Luckily, reason won in the end (we had the carrot of huge amounts of tax revenue being dangled, of course).
 
Re: Green Line to Medford to start in 2011

Somerville city meeting last night said ground breaking on Phase I of this project (rebuilding two bridges and demolishing a building for use as a staging area) is December 11.
 
Re: Green Line to Medford to start in 2011

Ah yes, the traditional late December groundbreaking.

Ie the "nothing will actually happen until April" ceremony.
 
Re: Green Line to Medford to start in 2011

http://www.boston.com/yourtown/news..._celebrate_first_p.html?comments=all#comments

Officials to celebrate first phase of Green Line Extension Tuesday

Governor Deval Patrick, US Representative Mike Capuano, and other officials will celebrate the start of construction on the Green Line Extension project Tuesday in Somerville, according to an announcement from the Department of Transportation.

A ceremonial groundbreaking for the first phase on construction on the extension will be held at 1:30 p.m. at 180 Somerville Ave.
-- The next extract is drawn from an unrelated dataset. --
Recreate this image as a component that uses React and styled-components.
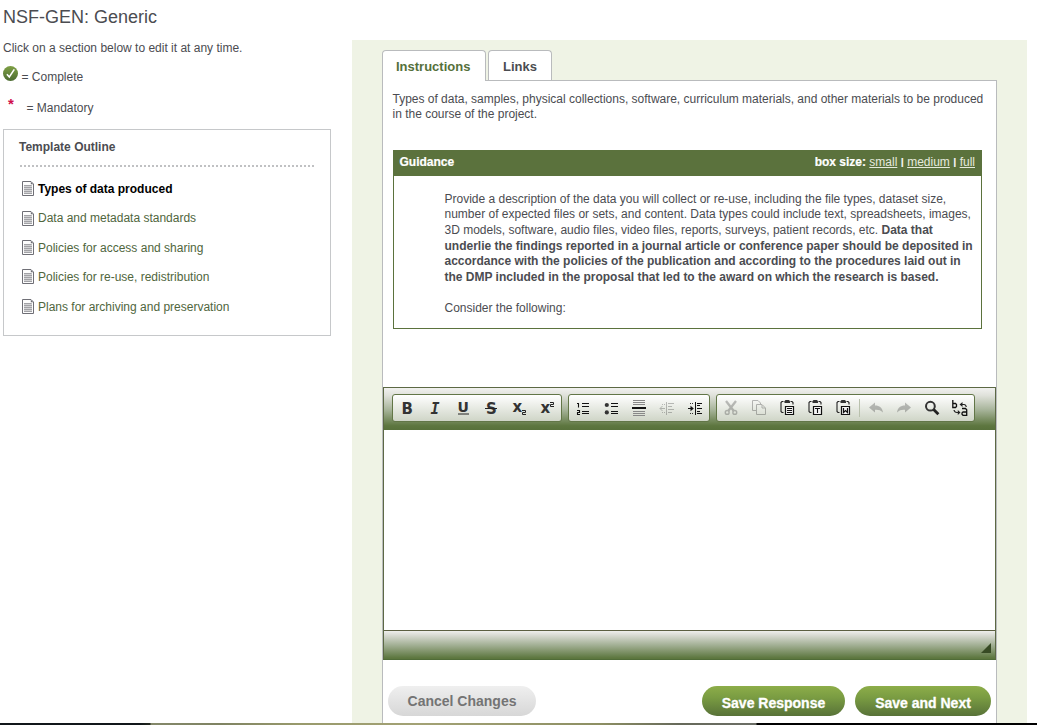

Phase one calls for the reconstruction of two railroad bridges: one carrying tracks over Harvard Street in Medford and one over Medford Street in Somerville, according to the announcement. It also calls for an MBTA-owned building on Water Street in Cambridge to be razed. The preliminary work is expected to cost $12.9 million, the announcement said.

The extension project will stretch the Green Line from its current terminal station in East Cambridge through Somerville to Medford, creating six new stops. It is expected to be completed by 2020 and cost about $1 billion.

Transportation Secretary Richard Davey and Somerville Mayor Joseph Curtatone will also be on hand Tuesday.